Эта же черта выступила в деле Энгерана Мариньи, любимца Филиппа Красавца. Мариньи был страшно богат, а главное, возбуждал зависть именно тем, что король осыпал его своими милостями. Пока Филипп был жив, к его любимцу не было, что называется, приступа, но как только Филипп умер, граф Валуа, брат покойного короля, стоявший во главе завистников Мариньи, немедленно обвинил Мариньи перед новым королем Людовиком в том, что он растратил государственную и королевскую казну. Мариньи был осужден на смерть и повешен (1315 г.). Но интересно, что в числе взведенных на него провинностей стояло обвинение в том, что он заставил свою жену и ее сестру войти в сношение с какими-то колдунами и колдуньями, которые по их заказу изготовили восковые фигурки, с помощью которых (истребляя их, например: сжигая, протыкая, разрезывая) Мариньи намеревался сгубить короля, его родственников и многих лиц из придворной знати. Колдунов и колдуний, конечно, тоже отыскали и сожгли на костре, и вообще приговор, кажется, главным образом и опирался не на грабеж казны, а именно на колдовство и душегубство.
В начале XIV столетия мученически погиб францисканец Бернар Делисье, один из благороднейших и гуманнейших людей своего времени, истинный выродок среди тогдашнего католического духовенства, черного и белого. Его постоянные нападки на духовенство, изобличение его дурной жизни, конечно, создали ему ожесточенных врагов, которым при тогдашних порядках не стоило большого труда обвинить его в ереси. И вот между другими пунктами обвинения в его деле стояло и обвинение, что он покушался на жизнь папы Бенедикта XI с помощью магических операций. Этого умысла, положим, доказать не могли, но мимоходом, при содействии пытки, дознались, что книга о некромантии, которую у него нашли, была им читана и что он собственноручно делал найденные на ее полях заметки. И надо заметить, что не он один из своего ордена (он был францисканец) обвинялся в обладании запретными книгами.

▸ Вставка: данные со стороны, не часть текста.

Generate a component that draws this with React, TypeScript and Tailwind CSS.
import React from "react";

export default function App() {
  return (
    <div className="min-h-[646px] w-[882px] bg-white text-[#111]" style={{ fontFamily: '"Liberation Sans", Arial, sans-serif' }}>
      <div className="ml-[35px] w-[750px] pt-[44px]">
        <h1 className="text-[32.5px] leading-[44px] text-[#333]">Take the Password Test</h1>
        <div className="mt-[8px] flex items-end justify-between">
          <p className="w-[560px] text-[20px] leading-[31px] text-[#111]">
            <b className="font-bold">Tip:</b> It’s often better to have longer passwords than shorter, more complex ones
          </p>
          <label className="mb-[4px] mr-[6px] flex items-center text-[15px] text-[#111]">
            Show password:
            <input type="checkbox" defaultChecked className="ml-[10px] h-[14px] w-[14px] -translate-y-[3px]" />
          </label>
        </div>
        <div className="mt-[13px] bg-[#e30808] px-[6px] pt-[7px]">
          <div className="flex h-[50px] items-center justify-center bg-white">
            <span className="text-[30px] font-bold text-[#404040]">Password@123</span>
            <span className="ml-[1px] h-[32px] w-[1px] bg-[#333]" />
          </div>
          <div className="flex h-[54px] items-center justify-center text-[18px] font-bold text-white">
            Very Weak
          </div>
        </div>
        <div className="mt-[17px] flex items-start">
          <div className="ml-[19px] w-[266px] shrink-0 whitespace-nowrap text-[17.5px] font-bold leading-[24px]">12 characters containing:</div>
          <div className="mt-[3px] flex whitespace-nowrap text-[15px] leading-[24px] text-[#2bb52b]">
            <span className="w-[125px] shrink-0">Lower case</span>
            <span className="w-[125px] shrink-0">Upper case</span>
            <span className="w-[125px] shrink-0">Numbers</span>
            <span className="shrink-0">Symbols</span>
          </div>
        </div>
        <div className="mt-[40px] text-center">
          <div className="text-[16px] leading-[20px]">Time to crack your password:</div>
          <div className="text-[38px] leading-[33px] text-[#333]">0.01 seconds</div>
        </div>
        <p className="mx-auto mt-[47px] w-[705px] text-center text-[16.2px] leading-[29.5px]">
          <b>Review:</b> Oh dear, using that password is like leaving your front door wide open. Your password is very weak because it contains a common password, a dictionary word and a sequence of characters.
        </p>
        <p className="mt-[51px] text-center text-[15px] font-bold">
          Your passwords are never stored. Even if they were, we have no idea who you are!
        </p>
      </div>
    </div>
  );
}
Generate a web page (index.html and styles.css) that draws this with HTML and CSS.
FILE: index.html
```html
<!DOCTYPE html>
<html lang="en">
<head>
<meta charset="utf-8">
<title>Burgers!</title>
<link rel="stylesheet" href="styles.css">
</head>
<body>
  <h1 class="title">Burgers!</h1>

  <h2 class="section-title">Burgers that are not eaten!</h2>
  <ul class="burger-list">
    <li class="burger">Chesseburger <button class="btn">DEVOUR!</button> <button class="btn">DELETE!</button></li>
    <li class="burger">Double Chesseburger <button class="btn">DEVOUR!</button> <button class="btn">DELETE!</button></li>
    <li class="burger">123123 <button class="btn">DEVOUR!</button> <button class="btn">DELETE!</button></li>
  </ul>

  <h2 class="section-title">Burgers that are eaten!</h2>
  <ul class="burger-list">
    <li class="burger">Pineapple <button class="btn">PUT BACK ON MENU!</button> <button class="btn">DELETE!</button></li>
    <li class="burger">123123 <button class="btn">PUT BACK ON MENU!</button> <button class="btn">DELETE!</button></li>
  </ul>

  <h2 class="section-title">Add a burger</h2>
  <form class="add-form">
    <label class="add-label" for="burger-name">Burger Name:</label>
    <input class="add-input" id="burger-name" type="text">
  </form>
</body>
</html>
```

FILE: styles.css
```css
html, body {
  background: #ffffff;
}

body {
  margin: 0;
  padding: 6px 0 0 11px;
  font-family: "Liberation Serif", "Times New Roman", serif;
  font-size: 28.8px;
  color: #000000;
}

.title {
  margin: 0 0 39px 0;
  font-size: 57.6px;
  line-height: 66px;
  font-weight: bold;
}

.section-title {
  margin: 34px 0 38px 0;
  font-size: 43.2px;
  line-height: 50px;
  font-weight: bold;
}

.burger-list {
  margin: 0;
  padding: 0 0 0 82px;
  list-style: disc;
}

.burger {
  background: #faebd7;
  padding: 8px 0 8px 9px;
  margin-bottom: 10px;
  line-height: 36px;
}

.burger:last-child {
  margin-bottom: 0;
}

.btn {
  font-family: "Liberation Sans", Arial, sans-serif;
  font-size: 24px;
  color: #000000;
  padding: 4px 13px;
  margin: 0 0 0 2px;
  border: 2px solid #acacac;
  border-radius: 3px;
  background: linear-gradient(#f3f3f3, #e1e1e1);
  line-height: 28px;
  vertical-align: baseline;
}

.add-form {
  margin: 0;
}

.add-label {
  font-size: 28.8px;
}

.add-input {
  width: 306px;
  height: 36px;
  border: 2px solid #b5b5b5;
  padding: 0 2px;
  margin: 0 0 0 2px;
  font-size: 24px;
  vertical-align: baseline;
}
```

В 1312 году общий совет ордена постановил, чтобы ни у одного монаха не было никаких книг из области магии, алхимии и других тайных наук, которыми было запрещено заниматься.
Папа Иоанн XXII своим примером свидетельствует о живучести среди тогдашнего общества глубокой веры в волшебные науки. Иоанн был человек чрезвычайно образованный, но в колдовство, в возможность творить всякие чудеса силою дьявола он верил непоколебимо, и это прежде всего выражалось в его чрезвычайном страхе перед колдовством. Такому его настроению, впрочем, немало способствовали слухи о большом заговоре, который составился при его избрании в папы именно с целью помешать этому избранию. С этого времени он и был настороже и повсюду подозревал врагов, покушающихся на его жизнь, и притом по преимуществу посредством колдовства. Так, в 1317 году он поручил епископу реджианскому судить некоего брадобрея, Жана Дамана, которого обвиняли тоже в покушении на жизнь папы; вместе с ним схватили каких-то несчастных клириков, якобы его сообщников. Под убедительным давлением пытки эти люди сознались, что на папу они точно задумали покушение. Сначала думали извести его ядом; но к этому им не представлялось удобного случая, и тогда они прибегли к фигуркам из воска. Изготовляя эти фигурки, они сделали надлежащие, какие положены по правилам магии, воззвания к сатане. Побуждаемые пытками к дальнейшей откровенности, брадобрей и его компаньоны-клирики признались, что они умеют загонять чертей в перстни (мы раньше приводили рассказы о таких волшебных перстнях с дьяволами), умеют напускать болезни, даже накликать смерть, равно как и наоборот, волшебными средствами продолжать жизнь. И все это они будто бы совершали исключительно с помощью магических слов, т. е. заговоров и заклинаний. Такого обширного искусства было больше чем достаточно, чтобы отправить их на костер.